After his round, he sounded like a man ready to break out.

“I feel like on a golf course like this, I’m one swing away from getting everything back together,” he said. “You get rewarded for good shots out here, and if you execute, you can birdie pretty much any hole. Granted, it’s going to take two pretty incredible golf shots to do that, but it can be done. It’s not impossible. So when you can kind of hang around the lead and stay in position and hopefully wait to get hot, it’s a good position to be in. I’ve done a good job the first two days of keeping the golf course in front of me and scrambling well.”

Remember, these are the words of a man who is leading the damn tournament!

There are things to improve; as Scheffler himself noted, he wasn’t particularly accurate off the tee, and if you can’t hit fairways at Oak Hill, eventually that thick rough is going to bite you. Someone like Conners, who seemingly never misses, looks just a little scary here, as does Hovland. And it’s at this point that your brain, scared of making such a bold call, starts inventing a million caveats.

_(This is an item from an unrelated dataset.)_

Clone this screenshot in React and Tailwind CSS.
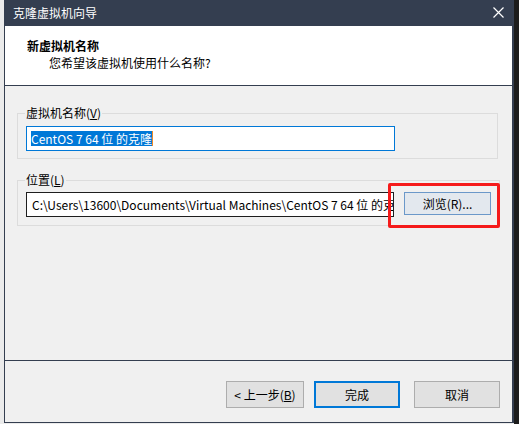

Here’s the problem with those caveats: Conners and Hovland have never won a major, and Conners in particular hasn’t shown that he can hole putts under pressure (though he’s admittedly putting well this week). Bryson DeChambeau and Brooks Koepka, the two scariest names lurking below Scheffler and both major winners, are still finding their feet in pressure situations after injuries sent them on long journeys to the murky depths of the game. Scheffler is the one person at even or better with the mentality, the game, and the recent experience to withstand both the course and the pressure that comes from a major championship.

After his round, he was almost studiously professional, walking his usual tightrope walk between refreshingly matter-of-fact and a little boring. (“I’m in a good position going into the weekend, but other than that, I don’t really have much to say,” was a representative quote.) He’s a human being like everyone else, and he’s churning beneath the surface, but if he’s not totally unflappable, he certainly seems more unflappable than anyone within shouting distance.

The conservative way to frame this argument is that it’s Scheffler’s “tournament to lose”, but again, it’s the second round, a big weekend looms, and what’s the point of conservatism when you feel like you can read the writing on the wall? Scheffler knows it’s time for the big swing – most of his really terrifying enemies barely made the cut – and we may as well take a big swing too:

Scottie Scheffler is winning the PGA Championship. Nobody can beat him, and more importantly, he can’t lose.